A stream float delivers bait into that tiny wheelhouse because depth becomes an adjustable commodity, and a few inches can make all the difference. Steelhead do tend to hover near bottom more consistently in extremely cold water, making bottom-oriented presentations almost equally effective. The best bottom presentations include a spawn bag tied with float beads (colored Styrofoam beads) or small leader floats, like Beaumac Cheaters, which slide free on the leader. In either case, adjusting the length of the leader by a few inches can mean the difference between catching zero and catching 20.
When using stream floats like the Thill River Master, try presenting bait on small jigs, especially when the water is under 40°F. A jig anchors the bait in the flow, whereas a bare hook rises, falls, and wafts side-to-side much more easily when “checking” (slowing) the float or when the bait encounters crosscurrent. The classic jig has to be designed for steelhead, because it’s a panfish-sized jig that requires a hook stout enough to land a tarpon. It weighs 1/64- to 1/16-ounce with hooks from size #8 up to size #6. When presenting 2 or 3 waxworms in winter (which tends to be a particularly good choice in cold water), I use a TC Tackle 1/64-ounce white or black head with a size #8 hook. With spawn bags, I go up to a TC 1/32-ounce head with a size #6 hook.
The jig is tied to a 3- to 6-foot fluorocarbon leader testing 3 to 6 pounds, depending on current and clarity. Since winter holes tend to be slow, I use 3- and 4-pound leaders a lot, which demand a long, exquisitely balanced rod, like the G. Loomis STFR1601S, a 13-footer that can quiet a hot fish with light line. A small-but-tough SPRO swivel is essential to keep line twist to a minimum. Soft shot should be applied above the swivel to the mainline, which is 8-pound-test Siglon F from Sunline in my case, because it floats, making it easier to mend. A good stream float from Lindy Legendary Tackle, Red Wing Tackle, Drennan, or Grayling rounds out the system. As winter conditions tend to be low and clear, a small, clear plastic float from Drennan or Grayling tends to be the optimum choice.
If the pool is 4 feet deep and slow, the lead length between bait and float might start at 3 feet. After covering the pool once, I extend it a few inches at a time until it reaches 4 feet. If the current is somewhat faster, my lead length might end up at 5 or 6 feet, because I’m constantly “checking” the float, allowing the current to carry the tiny jig and flow-resistant bait out ahead of the float several feet. In winter, the slower the bait travels the better, and it is rarely advisable to simply let the float drift at surface speed. Surface speed always exceeds bottom speed, and the closer the bait comes to traveling at bottom speed (which is almost no speed at all, most of the time), the better off you are.

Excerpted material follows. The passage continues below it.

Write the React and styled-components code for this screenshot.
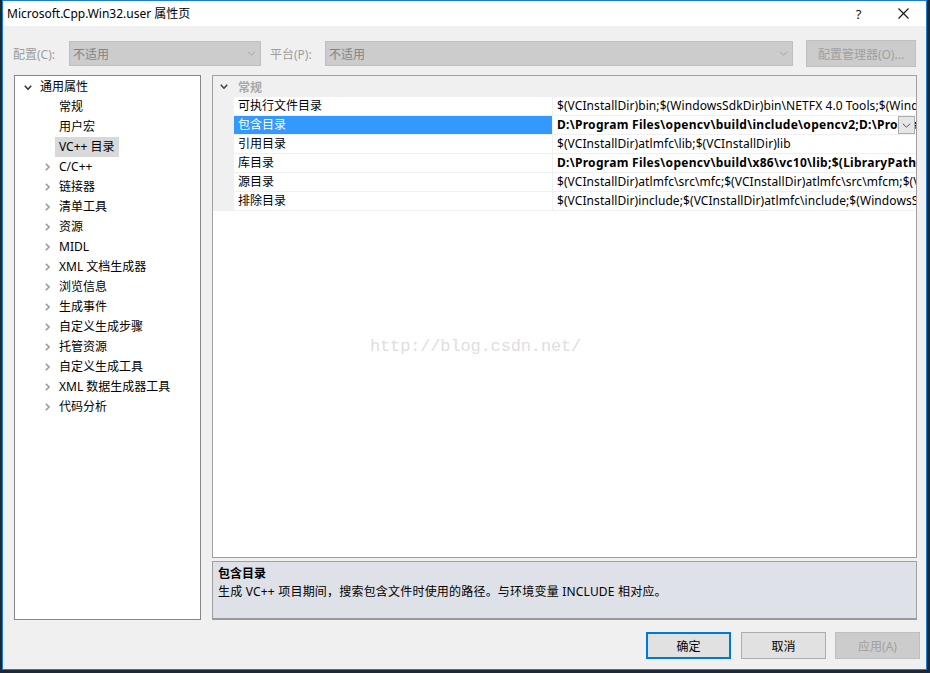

The first cast is no cast at all. Just reach out with a 10- to 13-foot rod and drop the float in the flow. Each successive drop, flip, or cast should carry the float progressively farther toward the center of the pool by a matter of inches. That’s where patience comes in.
On Being Methodical
The problem is day length. The classic window for the best bite is 10 a.m. to 2 p.m., but a dilemma arises from the hour or more needed to really cover a good pool on a midsized river. Standing around in one spot for an hour can get mighty cold; when it does, walk to the next pool and come back later to finish up.
A guided trip on a driftboat during January or February in Michigan, New York, or Wisconsin can be the coldest fishing on earth. Being trapped on a boat with no chance to walk around is brutal when the air or windchill dips below 20°F. I prefer to walk. A stroll to the next pool warms fingers, feet, and legs, making you a better fisherman when you arrive. Better for your heart, better for your overall health, and far better for your catch-rate. On truly big rivers, jet boats and drift boats cover water much better, however.
Winter steelhead can be picky creatures. Color can be critical, so play with it every 20 minutes or so. A float can drift over a spot 20 times, only to jet under the surface on try number 21 during winter. Precise depth control, size, speed, and color can be critical, and can change every day if not every hour. But method means nothing without patience.
The plan should be to carefully target an area with 2 to 5 pools relatively close together, which you know or suspect to hold fish during winter. After a careful selection process, the chosen pools should be worked for a long, long time, from one bank to the other and back again, and then worked again with other baits, other colors, and other sizes. It takes a tremendous amount of patience, especially when the cold becomes uncomfortable.
Don’t shiver. Wear long underwear that wicks moisture, like polypropylene. Wear a T-shirt or longsleeved tee over that, followed by a thick sweater, hooded sweatshirt, your vest, and an outer rain shell to block wind and keep you dry. Wear fleece wading pants under relatively heavy boot-foot neoprene waders. Have fingerless gloves for fishing and regular fleece gloves for walking or resting. Carry a stocking cap and stick it in a pocket when you start to overheat between pools. It can be dangerous to sweat too much, and 80 percent of heat loss takes place through the head, making it the most efficient place to control buildup.
Then laugh at the horizontal snow and wait them out. Steelhead always seem ghostlike, but thrice so in winter. The colder the water, the more wraithlike they become. When you’re convinced the pool is barren from end to end and side to side, they appear, in solid form, muscling into your physical reality like rod-splitting dynamos.